В 1868-м, кажется, году мы были в Хотькове с петроградской моей бабушкой. <...>
В этом самом, должно быть, году мы были у А. М. Бухарева на их московской в то время квартире. Но уже, наверное, в этом году Александр Матвеевич с Анной Сергеевной и с малюткой своей Сашенькой, проезжая из Москвы, заезжал между поездами в Хотьков; помню положенную на постель крошку, кротко лежавшую, с какими-то глубокими задумчивыми синими глазками, -- малютка умерла у них позднее, 11-ти месяцев. Осталось у меня впечатление какой-то тени, промелькнувшей между отцом моим и его родными по поводу приезда Бухаревых, особенно ввиду имевшейся малютки; родные, кажется, и не выходили к гостям. Но по письмам А<лександра> М<атвееви>ча видно, что отец мой и мать повидались потом с ним, как следует, уже в Лавре.<...>
В лето 1871 г. мы из Хотькова ездили в Переславль на свежую могилу Ал. Матв. Бухарева, скончавшегося 2 апреля; вдова его ждала было отца моего на похороны, но его задержали гимназические экзамены -- это был первый его учебный год в заведении. Помню могилу Ал<ександра> М<атвееви>ча, усаженную иван-да-марьями, и глубокое горе вдовы.
Е. А. Лебедева
Впервые: Богословский вестник. 1916. Т. III. Октябрь-декабрь. С. 255-264, 270-271, 278.

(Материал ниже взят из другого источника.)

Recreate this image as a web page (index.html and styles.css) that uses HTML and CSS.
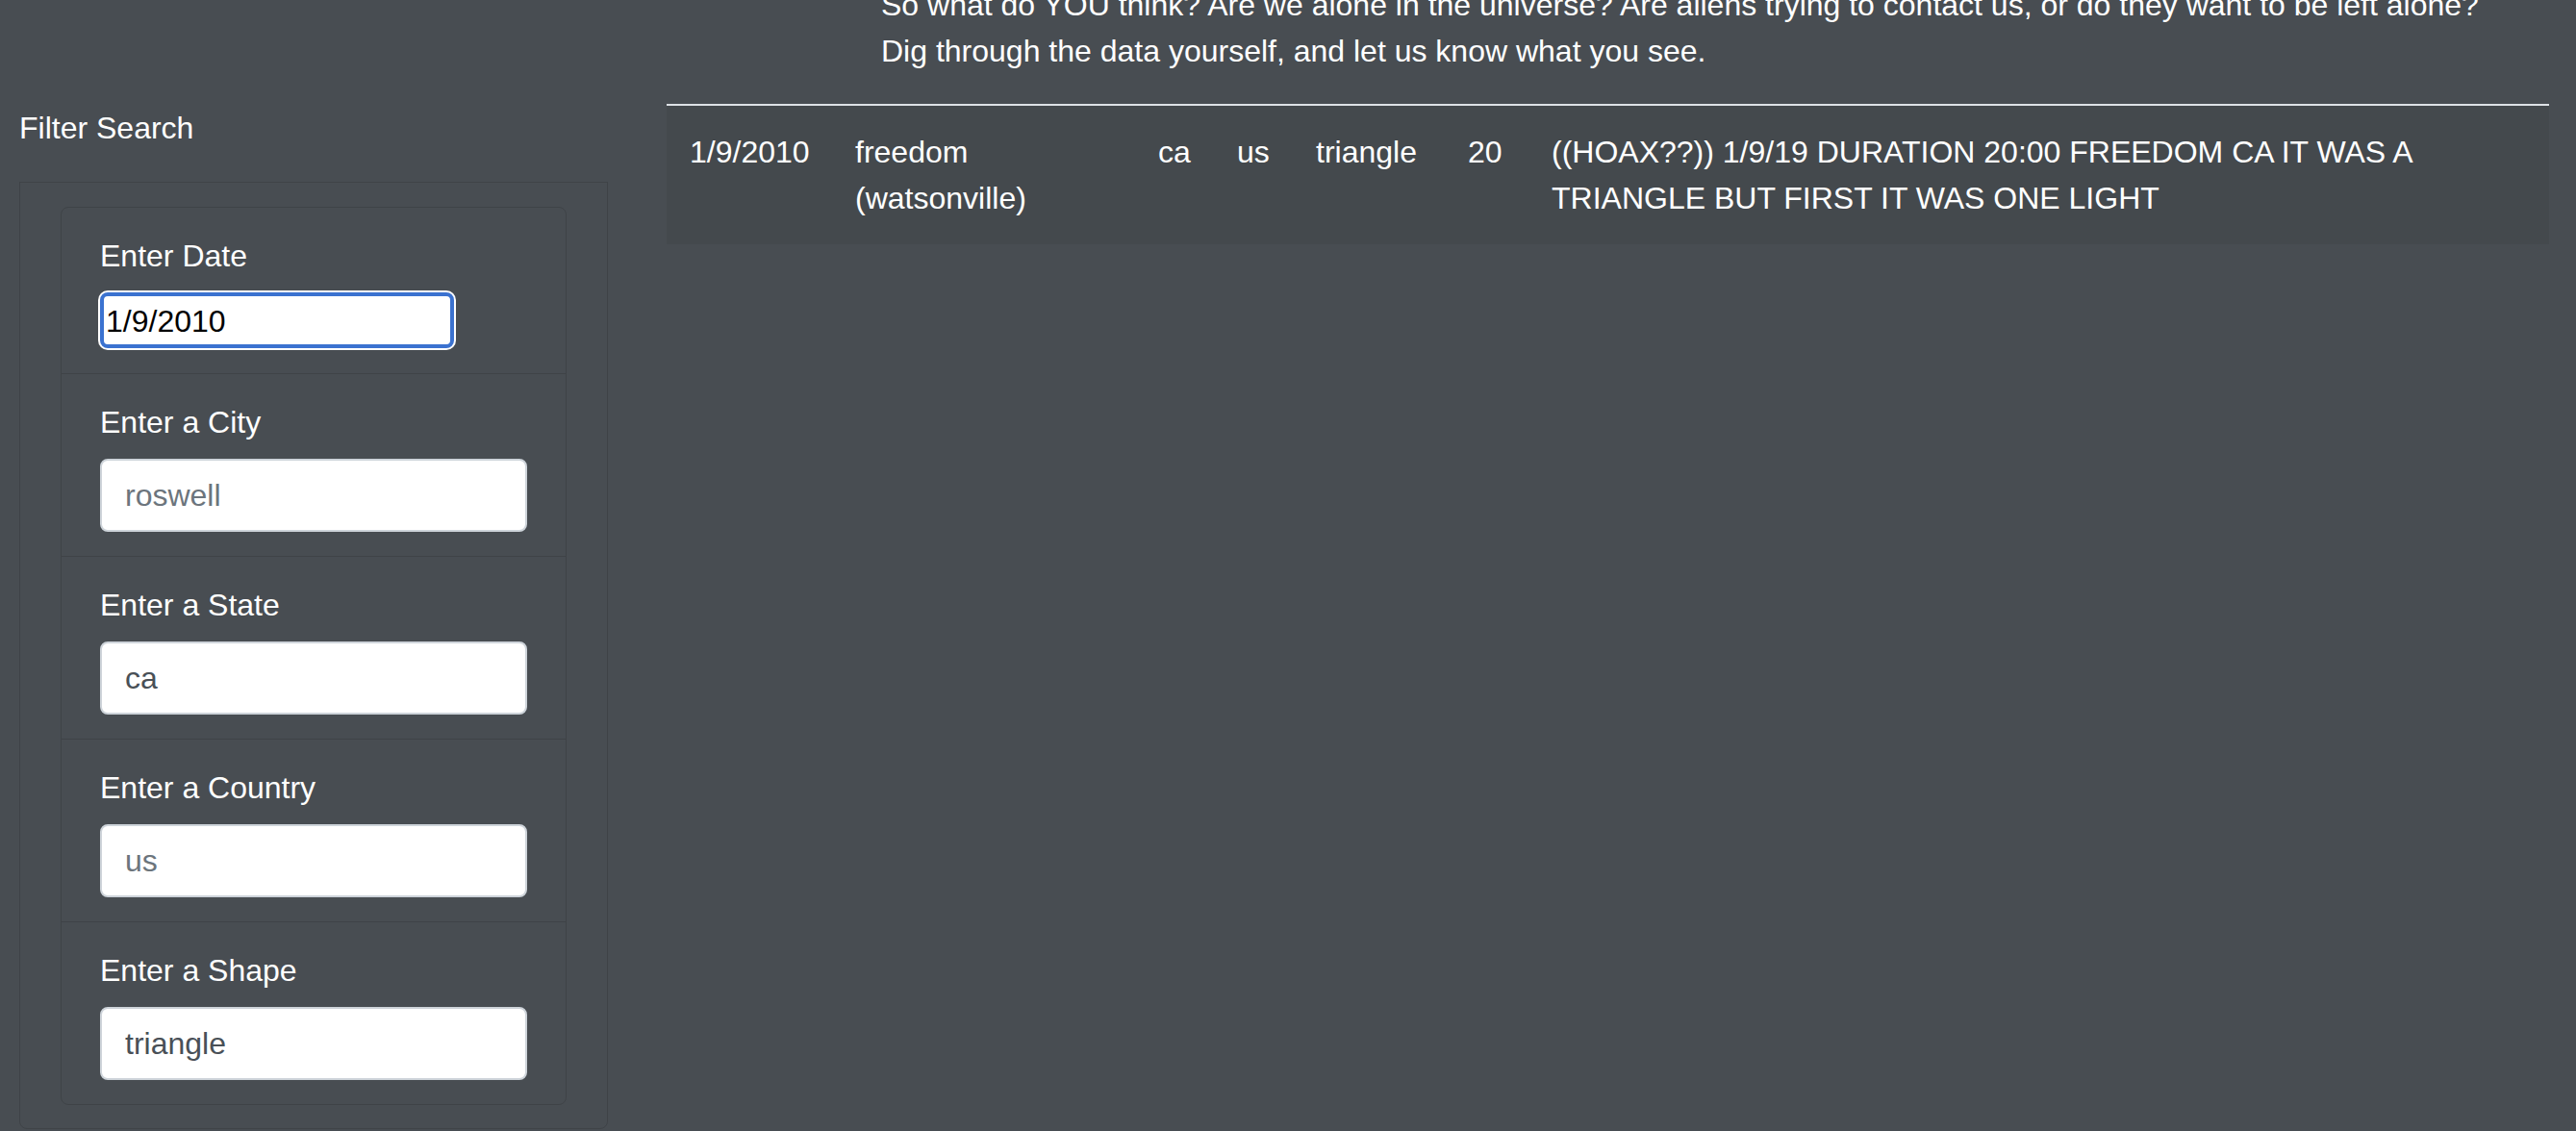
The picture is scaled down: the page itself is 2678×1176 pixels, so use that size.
FILE: index.html
```html
<!DOCTYPE html>
<html lang="en">
<head>
<meta charset="utf-8">
<title>UFO Sightings</title>
<link rel="stylesheet" href="styles.css">
</head>
<body>
<div class="intro">
  <p>So what do YOU think? Are we alone in the universe? Are aliens trying to contact us, or do they want to be left alone?<br>Dig through the data yourself, and let us know what you see.</p>
</div>
<div class="main">
  <aside class="sidebar">
    <p class="filter-title">Filter Search</p>
    <form class="filter-box">
      <ul class="filter-list">
        <li class="filter-item">
          <label class="filter-label" for="datetime">Enter Date</label>
          <input class="date-input" id="datetime" type="text" value="1/9/2010">
        </li>
        <li class="filter-item">
          <label class="filter-label" for="city">Enter a City</label>
          <input class="form-control" id="city" type="text" placeholder="roswell">
        </li>
        <li class="filter-item">
          <label class="filter-label" for="state">Enter a State</label>
          <input class="form-control" id="state" type="text" value="ca">
        </li>
        <li class="filter-item">
          <label class="filter-label" for="country">Enter a Country</label>
          <input class="form-control" id="country" type="text" placeholder="us">
        </li>
        <li class="filter-item">
          <label class="filter-label" for="shape">Enter a Shape</label>
          <input class="form-control" id="shape" type="text" value="triangle">
        </li>
      </ul>
    </form>
  </aside>
  <section class="results">
    <table class="ufo-table">
      <tbody>
        <tr class="ufo-row">
          <td class="c-date">1/9/2010</td>
          <td class="c-city">freedom (watsonville)</td>
          <td class="c-state">ca</td>
          <td class="c-country">us</td>
          <td class="c-shape">triangle</td>
          <td class="c-dur">20</td>
          <td class="c-comment">((HOAX??)) 1/9/19 DURATION 20:00 FREEDOM CA IT WAS A TRIANGLE BUT FIRST IT WAS ONE LIGHT</td>
        </tr>
      </tbody>
    </table>
  </section>
</div>
</body>
</html>
```

FILE: styles.css
```css
html, body {
  margin: 0;
  padding: 0;
}

body {
  background: #484d52;
  color: #ffffff;
  font-family: "Liberation Sans", Arial, sans-serif;
  font-size: 32px;
  line-height: 48px;
  width: 2678px;
  height: 1176px;
  overflow: hidden;
}

.intro {
  margin: -19px 0 0 916px;
}

.intro p {
  margin: 0 0 31px 0;
  white-space: nowrap;
}

.main {
  display: flex;
  align-items: flex-start;
}

.sidebar {
  width: 612px;
  margin-left: 20px;
  padding-top: 1px;
  flex: none;
}

.filter-title {
  margin: 0 0 32px 0;
}

.filter-box {
  margin: 0;
  border: 1px solid rgba(0, 0, 0, 0.125);
  border-radius: 0 0 8px 8px;
  padding: 25px 42px 24px;
}

.filter-list {
  list-style: none;
  margin: 0;
  padding: 0;
  border: 1px solid rgba(0, 0, 0, 0.125);
  border-radius: 8px;
}

.filter-item {
  padding: 26px 40px 25px;
  border-top: 1px solid rgba(0, 0, 0, 0.125);
}

.filter-item:first-child {
  border-top: 0;
  padding-bottom: 26px;
}

.filter-label {
  display: block;
  margin-bottom: 14px;
}

.date-input {
  display: block;
  box-sizing: border-box;
  width: 368px;
  height: 58px;
  margin: 0;
  padding: 2px 4px 0 2px;
  border: 4px solid #3b72d0;
  border-radius: 8px;
  box-shadow: 0 0 0 2px #ffffff;
  background: #ffffff;
  color: #000000;
  font-family: inherit;
  font-size: 32px;
  line-height: 48px;
  outline: none;
}

.form-control {
  display: block;
  box-sizing: border-box;
  width: 100%;
  height: 76px;
  margin: 0;
  padding: 12px 24px;
  border: 2px solid #ced4da;
  border-radius: 8px;
  background: #ffffff;
  color: #495057;
  font-family: inherit;
  font-size: 32px;
  line-height: 48px;
  outline: none;
}

.form-control::placeholder {
  color: #6c757d;
  opacity: 1;
}

.results {
  margin-left: 61px;
  width: 1957px;
  flex: none;
}

.ufo-table {
  width: 1957px;
  table-layout: fixed;
  border-collapse: separate;
  border-spacing: 0;
  color: #ffffff;
}

.ufo-row td {
  padding: 24px;
  vertical-align: top;
  border-top: 2px solid #dee2e6;
  background: rgba(0, 0, 0, 0.05);
}

.c-date { width: 124px; }
.c-city { width: 267px; }
.c-state { width: 34px; }
.c-country { width: 34px; }
.c-shape { width: 110px; }
.c-dur { width: 39px; }
.c-comment { width: 1013px; }
```
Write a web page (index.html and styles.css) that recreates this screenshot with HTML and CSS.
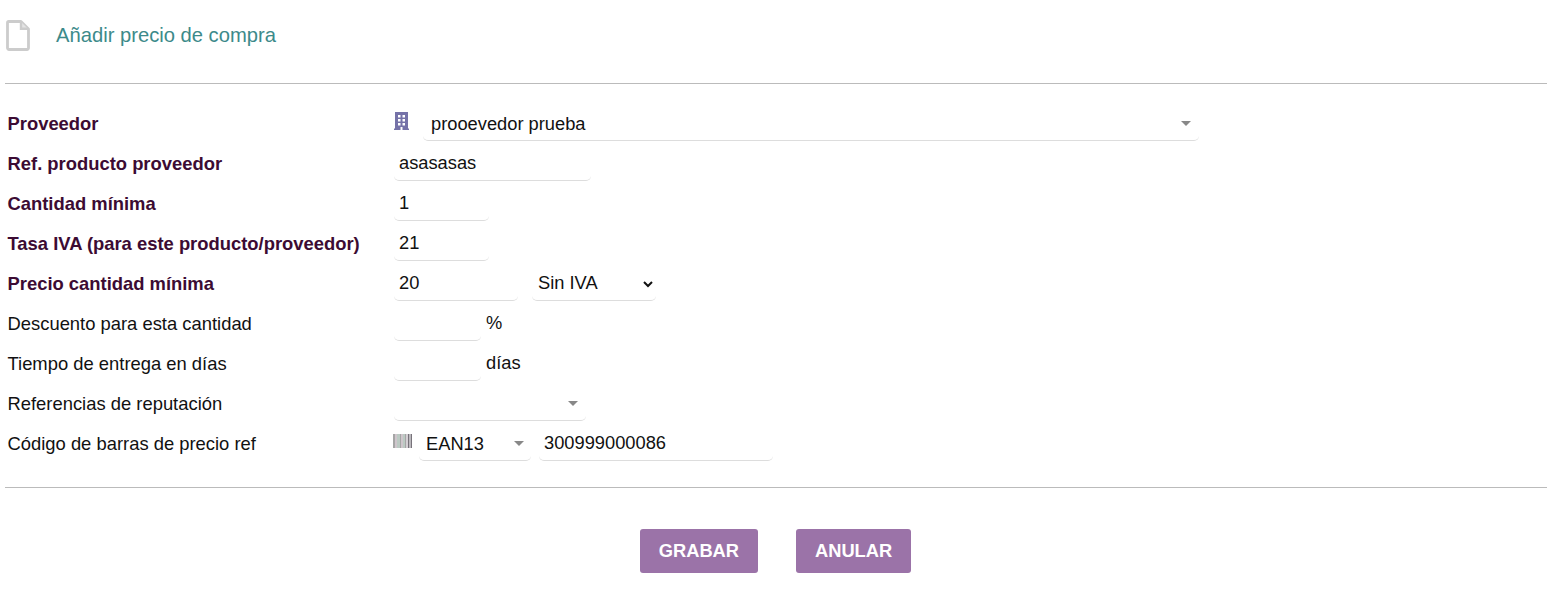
FILE: index.html
```html
<!DOCTYPE html>
<html lang="es">
<head>
    <meta charset="UTF-8">
    <title>Añadir precio de compra</title>
    <link rel="stylesheet" href="styles.css">
</head>
<body>
    <div class="page-head">
        <svg class="page-icon" width="24" height="31" viewBox="0 0 24 31">
            <path d="M2.5 1.5H15L22.5 9V28a1.5 1.5 0 0 1-1.5 1.5H3A1.5 1.5 0 0 1 1.5 28V2.5a1 1 0 0 1 1-1Z" fill="none" stroke="#cccccc" stroke-width="2.8" stroke-linejoin="round"/>
            <path d="M15 2V8.7H22" fill="#e4e4e4" stroke="#cccccc" stroke-width="2.4"/>
        </svg>
        <div class="page-title">Añadir precio de compra</div>
    </div>

    <form class="price-form">
        <div class="row">
            <label class="required">Proveedor</label>
            <div class="field">
                <svg class="building" width="15" height="18" viewBox="0 0 15 18">
                    <path fill-rule="evenodd" fill="#7572a8" d="M1 0H14V16.5H15V18H0V16.5H1ZM4 3V5.5H6.5V3ZM8.5 3V5.5H11V3ZM4 7V9.5H6.5V7ZM8.5 7V9.5H11V7ZM4 11V13.5H6.5V11ZM8.5 11V13.5H11V11ZM6.5 15V18H8.5V15Z"/>
                </svg>
                <div class="combo combo-provider"><span>prooevedor prueba</span><i class="arrow"></i></div>
            </div>
        </div>
        <div class="row">
            <label class="required">Ref. producto proveedor</label>
            <div class="field"><input class="w-ref" type="text" value="asasasas"></div>
        </div>
        <div class="row">
            <label class="required">Cantidad mínima</label>
            <div class="field"><input class="w-qty" type="text" value="1"></div>
        </div>
        <div class="row">
            <label class="required">Tasa IVA (para este producto/proveedor)</label>
            <div class="field"><input class="w-qty" type="text" value="21"></div>
        </div>
        <div class="row">
            <label class="required">Precio cantidad mínima</label>
            <div class="field">
                <input class="w-price" type="text" value="20">
                <select class="vat-select"><option>Sin IVA</option></select>
            </div>
        </div>
        <div class="row">
            <label>Descuento para esta cantidad</label>
            <div class="field"><input class="w-small" type="text"><span class="unit">%</span></div>
        </div>
        <div class="row">
            <label>Tiempo de entrega en días</label>
            <div class="field"><input class="w-small" type="text"><span class="unit">días</span></div>
        </div>
        <div class="row">
            <label>Referencias de reputación</label>
            <div class="field"><div class="combo combo-rep"><i class="arrow"></i></div></div>
        </div>
        <div class="row">
            <label>Código de barras de precio ref</label>
            <div class="field">
                <svg class="barcode" width="19" height="14" viewBox="0 0 19 14">
                    <path fill="#a6a6a6" d="M0 0h2v14H0zM7 0h1v14H7zM12 0h1v14h-1z"/>
                    <path fill="#cfc6cc" d="M2 0h2v14H2zM8 0h2v14H8z"/>
                    <path fill="#bccac3" d="M4 0h3v14H4zM10 0h2v14h-2z"/>
                    <path fill="#d5d0d5" d="M13 0h2v14h-2z"/>
                    <path fill="#77727a" d="M15 0h1.5v14H15zM17.5 0h1.5v14h-1.5z"/>
                </svg>
                <div class="combo combo-ean"><span>EAN13</span><i class="arrow"></i></div>
                <input class="w-barcode" type="text" value="300999000086">
            </div>
        </div>
    </form>

    <div class="actions">
        <button class="button" type="button">GRABAR</button>
        <button class="button" type="button">ANULAR</button>
    </div>
</body>
</html>
```

FILE: styles.css
```css
body {
    margin: 0;
    font-family: "Liberation Sans", Arial, sans-serif;
    font-size: 18.3px;
    color: #111;
    background: #fff;
}
.page-head {
    display: flex;
    align-items: center;
    height: 84px;
    margin: 0 2px 0 5px;
    padding-bottom: 13px;
    box-sizing: border-box;
    border-bottom: 1px solid #bbb;
}
.page-icon {
    margin-left: 1px;
    flex: none;
}
.page-title {
    margin-left: 26px;
    font-size: 20.2px;
    color: #3c8a8a;
}
.price-form {
    margin: 0 2px 0 5px;
    padding: 20px 0 23px;
    border-bottom: 1px solid #bbb;
}
.row {
    display: flex;
    align-items: center;
    height: 40px;
}
.row label {
    width: 389px;
    padding-left: 2.5px;
    box-sizing: border-box;
    flex: none;
    font-size: 18.4px;
}
.row label.required {
    font-weight: bold;
    color: #3c0b33;
}
.field {
    display: flex;
    align-items: center;
}
input, select {
    font: inherit;
    color: #111;
    background: #fff;
    height: 34px;
    padding: 0 5px 2px;
    box-sizing: border-box;
    border: none;
    border-bottom: 1px solid #ddd;
    border-radius: 5px;
    outline: none;
}
.w-ref { width: 197px; }
.w-qty { width: 95px; }
.w-price { width: 124px; }
.w-small { width: 87px; }
.w-barcode { width: 234px; margin-left: 8px; }
.vat-select {
    width: 124px;
    margin-left: 14px;
    padding: 0 2px 2px;
}
.unit {
    margin-left: 5px;
    margin-bottom: 2px;
}
.combo {
    position: relative;
    height: 34px;
    line-height: 34px;
    box-sizing: border-box;
    border-bottom: 1px solid #ddd;
    border-radius: 5px;
}
.combo-provider {
    width: 776px;
    margin-left: 14px;
    padding-left: 8px;
}
.combo-rep { width: 192px; }
.combo-ean {
    width: 112px;
    margin-left: 7px;
    padding-left: 7px;
}
.arrow {
    position: absolute;
    right: 8px;
    top: 14px;
    border-style: solid;
    border-width: 5px 5px 0 5px;
    border-color: #888 transparent transparent transparent;
}
.combo-ean .arrow {
    right: 7px;
}
.building {
    margin-bottom: 6px;
}
.barcode {
    margin-left: -1px;
    margin-bottom: 6px;
}
.actions {
    display: flex;
    justify-content: center;
    gap: 38px;
    margin-top: 41px;
    padding-left: 2px;
}
.button {
    height: 44px;
    padding: 0 19px;
    border: none;
    border-radius: 3px;
    background: #9b73a8;
    color: #fff;
    font: bold 18.3px "Liberation Sans", Arial, sans-serif;
}
```
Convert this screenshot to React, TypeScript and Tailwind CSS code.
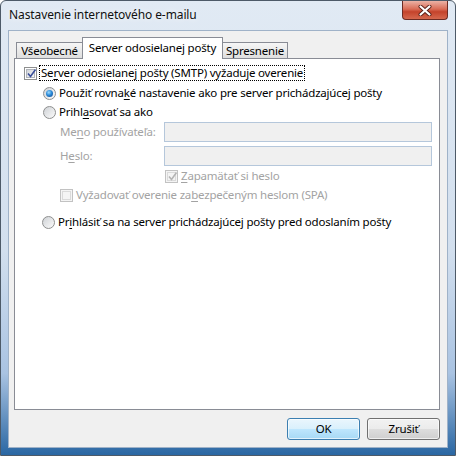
import React from "react";
import clsx from "clsx";

const Check = ({ checked = false, disabled = false }) => (
  <span
    className={clsx(
      "relative w-[13px] h-[13px] border flex items-center justify-center shrink-0",
      disabled ? "border-[#c2c2c2] bg-[#f4f4f4]" : "border-[#8e8f8f] bg-white"
    )}
  >
    <span
      className={clsx(
        "w-[9px] h-[9px] border",
        disabled
          ? "border-[#dadada] bg-[#f4f4f4]"
          : "border-[#b0b4ba] bg-[linear-gradient(135deg,#d2d5da,#f7f7f7)]"
      )}
    />
    {checked && (
      <svg className="absolute left-[1px] top-[0px]" width="11" height="11" viewBox="0 0 11 11">
        <path
          d="M2 5.5 L4.5 8.5 L9.5 1.5"
          fill="none"
          stroke={disabled ? "#b4b4b4" : "#3a4f9a"}
          strokeWidth="1.6"
        />
      </svg>
    )}
  </span>
);

const Radio = ({ checked = false }) => (
  <span className="w-[13px] h-[13px] rounded-full border border-[#8e8f8f] bg-[linear-gradient(135deg,#cfd2d6,#fbfbfb)] flex items-center justify-center shrink-0">
    {checked && (
      <span className="w-[7px] h-[7px] rounded-full bg-[radial-gradient(circle_at_40%_35%,#9fdcff_0%,#2b8ad8_45%,#0d3f86_100%)]" />
    )}
  </span>
);

const U = ({ children }) => <span className="underline underline-offset-[2px]">{children}</span>;

export default function App() {
  return (
    <div className="w-[456px] h-[456px] flex flex-col border border-[#4d5a68] rounded-t-[6px] bg-[linear-gradient(to_bottom,#e1eaf4_0%,#d2dfee_55%,#a9c3e2_82%,#2a67a3_100%)] font-['Noto_Sans',sans-serif] text-[11.5px] tracking-[-0.2px] text-black leading-none overflow-hidden">
      {/* title bar */}
      <div className="h-[29px] flex justify-between items-start pl-[8px] pr-[7px]">
        <div className="mt-[8px] text-[12px] tracking-[-0.1px] text-[#111] [text-shadow:0_0_6px_#ffffff]">
          Nastavenie internetového e-mailu
        </div>
        <div className="w-[46px] h-[19px] border border-t-0 border-[#6b2b23] rounded-b-[4px] bg-[linear-gradient(to_bottom,#ebb2a5_0%,#d96c56_45%,#c4432b_60%,#d5684e_100%)] flex items-center justify-center">
          <svg width="14" height="11" viewBox="0 0 14 11">
            <path d="M2.5 1.5 L11.5 9.5 M11.5 1.5 L2.5 9.5" stroke="#5a2018" strokeWidth="4" strokeLinecap="round" />
            <path d="M2.5 1.5 L11.5 9.5 M11.5 1.5 L2.5 9.5" stroke="#ffffff" strokeWidth="2.2" strokeLinecap="round" />
          </svg>
        </div>
      </div>

      {/* client area */}
      <div className="flex-1 mx-[7px] mb-[7px] border border-[#9fb2c8] bg-[#f0f0f0] flex flex-col pl-[5px] pt-[6px]">
        {/* tabs */}
        <div className="relative z-10 flex items-end h-[21px] pl-[2px]">
          <div className="w-[67px] h-[16px] border border-b-0 border-[#898c95] bg-[linear-gradient(to_bottom,#f6f6f6,#dedede)] flex items-center justify-center">
            Všeobecné
          </div>
          <div className="w-[141px] h-[22px] -mb-px -ml-px border border-b-0 border-[#898c95] bg-white flex items-center justify-center pb-[2px]">
            Server odosielanej pošty
          </div>
          <div className="w-[66px] h-[16px] -ml-px border border-b-0 border-[#898c95] bg-[linear-gradient(to_bottom,#f6f6f6,#dedede)] flex items-center justify-center">
            Spresnenie
          </div>
        </div>

        {/* panel */}
        <div className="w-[426px] h-[352px] border border-[#898c95] bg-white flex flex-col">
          <div className="mt-[6px] h-[16px] flex items-center pl-[9px]">
            <Check checked />
            <span className="ml-[2px] border border-dotted border-black px-[1px] py-[1px]">
              Se<U>r</U>ver odosielanej pošty (SMTP) vyžaduje overenie
            </span>
          </div>
          <div className="mt-[4px] h-[16px] flex items-center pl-[28px] gap-[3px]">
            <Radio checked />
            <span>
              Použiť rovna<U>k</U>é nastavenie ako pre server prichádzajúcej pošty
            </span>
          </div>
          <div className="mt-[3px] h-[16px] flex items-center pl-[28px] gap-[3px]">
            <Radio />
            <span>
              Prihl<U>a</U>sovať sa ako
            </span>
          </div>
          <div className="mt-[2px] h-[20px] flex items-center pl-[45px]">
            <span className="w-[104px] text-[#a3a3a3]">
              Me<U>n</U>o používateľa:
            </span>
            <div className="w-[268px] h-[20px] border border-[#b5c7db] bg-[#f0f0f0]" />
          </div>
          <div className="mt-[4px] h-[20px] flex items-center pl-[45px]">
            <span className="w-[104px] text-[#a3a3a3]">
              H<U>e</U>slo:
            </span>
            <div className="w-[268px] h-[20px] border border-[#b5c7db] bg-[#f0f0f0]" />
          </div>
          <div className="mt-[2px] h-[16px] flex items-center pl-[150px] gap-[3px] text-[#a3a3a3]">
            <Check checked disabled />
            <span>
              <U>Z</U>apamätať si heslo
            </span>
          </div>
          <div className="mt-[3px] h-[16px] flex items-center pl-[45px] gap-[3px] text-[#a3a3a3]">
            <Check disabled />
            <span>
              Vyžadovať overenie za<U>b</U>ezpečeným heslom (SPA)
            </span>
          </div>
          <div className="mt-[11px] h-[16px] flex items-center pl-[27px] gap-[3px]">
            <Radio />
            <span>
              Pr<U>i</U>hlásiť sa na server prichádzajúcej pošty pred odoslaním pošty
            </span>
          </div>
        </div>

        {/* buttons */}
        <div className="w-[426px] mt-[8px] flex justify-end gap-[7px]">
          <button className="w-[73px] h-[22px] rounded-[3px] border border-[#3c7fb1] bg-[linear-gradient(to_bottom,#eaf6fd_0%,#d9f0fc_50%,#bee6fd_51%,#a7d9f5_100%)] shadow-[inset_0_0_0_1px_#ffffffaa]">
            OK
          </button>
          <button className="w-[73px] h-[22px] rounded-[3px] border border-[#707070] bg-[linear-gradient(to_bottom,#f2f2f2_0%,#ebebeb_50%,#dddddd_51%,#cfcfcf_100%)] shadow-[inset_0_0_0_1px_#ffffffaa]">
            Zrušiť
          </button>
        </div>
      </div>
    </div>
  );
}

Извлекаем из воспоминаний Лебедевой об отце (см. в наст. изд. его некролог А. М.) лишь те строки, которые связаны с А. М.
1Конфирмация -- приобщение подростка к жизни взрослого христианина у католиков и протестантов (лютеран).
2 Имеется в виду повеление Бога Аврааму: "...во всем, что скажет тебе Сарра, слушайся голоса ее" (Быт. 21. 12).
3 Принцесса датская Дагмара, будущая Мария Федоровна, супруга наследника русского престола, приехала в Россию для венчания в 1866.